When asked what I do for a living, I can say I’m an inventor, and engineer and cartoonist, a science communicator or lots of other things but I now just say ‘I run an amusement arcade’.  Partly I enjoy the disapproving reaction it can provoke – people change the subject or end the conversation. Mainly though I say it because I am really proud of The Under the Pier Show. Its wonderfully satisfying hearing the shrieks of laughter and watching people enjoy my handiwork. Its satisfying emptying the cash out of the machines and counting it all up. It’s satisfying because it is genuinely unique – there really isn’t anything else like it. Its satisfying because its so completely straightforward - people paying to be entertained, the profits (split 50/50 between me and the pier owner) funding new machines. So the arcade provides the motivation and the cash to invent stuff, which is what I enjoy doing most.

 The whole enterprise is ridiculously fragile – the machines are only just robust enough, people only just behave well enough, and its all only just above high tide level. At any moment the whole enterprise could be closed by the ever increasing regulations, bankrupted by some personal injury claim or most likely simply flooded.
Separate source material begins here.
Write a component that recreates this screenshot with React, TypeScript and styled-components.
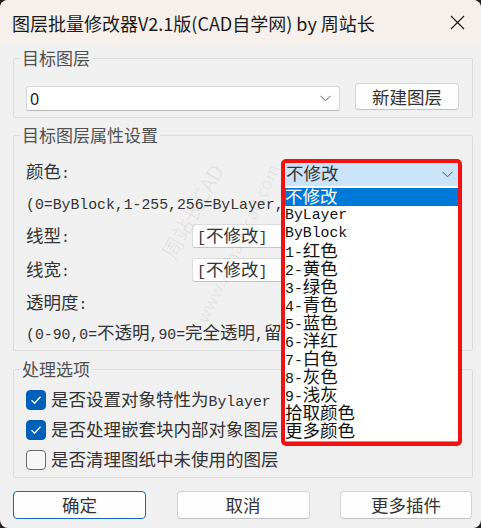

I do sometimes have sleepless nights about it all, but the fragility is partly attractive – living dangerously makes me feel very alive. 

 

COIN OPERATED MACHINES AND MUSEUM EXHIBITS

 I have tried to persuade museums to make some of their interactive exhibits coin operated, but the usual obstacle is that visitors can’t be expected to pay if they have already paid an entrance fee. However, visitors could be given a number of token coins on entry, or the entrance ticket itself could be a strip of perforated card ‘tokens’. Visitors would then have to chose which exhibits to use and, once they had inserted a token, be much more likely to ‘invest’ more time in it. This would be particularly useful for subtle exhibits which need time to get absorbed in. 

 

 

COIN OPERATED MACHINES AND THE ART WORLD

 I guess the art world has never embraced coin operation partly due to conservatism and partly snobbery. Conservatism -  because fine art has traditionally been created to be purchased by rich individuals, not for public spectacle. Snobbery - because fine art is regarded as somehow exclusive, and coin operation would reduce it to the level of the fairground.

Today however, much ‘installation’ art is in practice created for public spectacle, and could gain a lot from coin slots. For example, a characteristic of ‘art’ video is that it is slow and takes a while to get absorbed in – investing a coin to start watching would provide the motivation to persevere, not to wander away after a few seconds.

My limited experience of the art world is that galleries are pretty clueless about maintenance – most exhibitions of automata and mechanical sculptures I’ve ever visited have been full of broken, non-functioning pieces - coin operation would help with this too!

 

 COIN OPERATED MACHINES AND CURRENCY 

The UK and Europe are fortunate in having relatively high value coins  but the US only has quarters in wide circulation. However, note acceptors are today a practical alternative to coin acceptors. My experience is that note acceptors are reliable and surprisingly cheap. (I use an Innovative Technologies NV10 which cost about £90). An alternative for an arcade is to operate on tokens. Change machines simply exchange notes for token coins. Tokens can be bought from various coin suppliers and are usually stamped with a unique logo for the arcade. Advantages of tokens are that the cost of the tokens can be easily changed to keep up with inflation and that people often keep a few as souvenirs, which provides an additional income.